FRC announces budget cut for coming year
FRC priorities include exerting greater international influence and revising the corporate governance code
FRC priorities include exerting greater international influence and revising the corporate governance code
THE REPORTING WATCHDOG FRC is to push for better quality reporting and greater clarity about the work of auditors despite a cut in its overall budget for the coming year.
In setting out its priorities and funding for 2012/13, the Financial Reporting Council announced that its overall budget of £22.4m and the budget for core operating costs of £14.6m are 2% lower than the previous year.

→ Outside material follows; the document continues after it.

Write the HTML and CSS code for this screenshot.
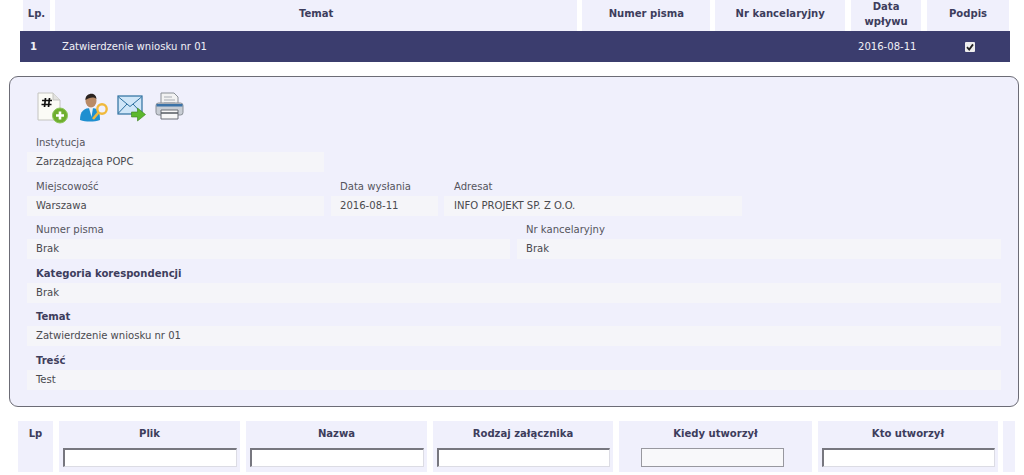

The regulator will push ahead with the introduction of a revised corporate governance code with effect from 1 October, while consulting on revisions to stewardship code and taking forwards proposals on the better quality of business models and risk; greater clarity about the responsibilities of audit committees and auditors; and better reporting of the work of the audit committee, including of their oversight and appointment of the auditor.
The FRC also pledged to make sure that its approach to corporate governance and reporting is properly understood and to exert more influence in the EU and internationally.
In addition, the FRC said it will take forwards Lord Sharman’s conclusions on how the health of a company, especially whether it is a going concern, should be assessed and reported.
The first findings from the work of its Financial Reporting Lab on company reporting practices can also be expected later this year.
“We place particular emphasis on the need to influence EU and international developments. We remain fully committed to the principles of good regulation and to keeping the costs associated with the FRC, both in terms of our own costs and the regulatory regime we operate, under careful control,” said FRC chairman Baroness Hogg.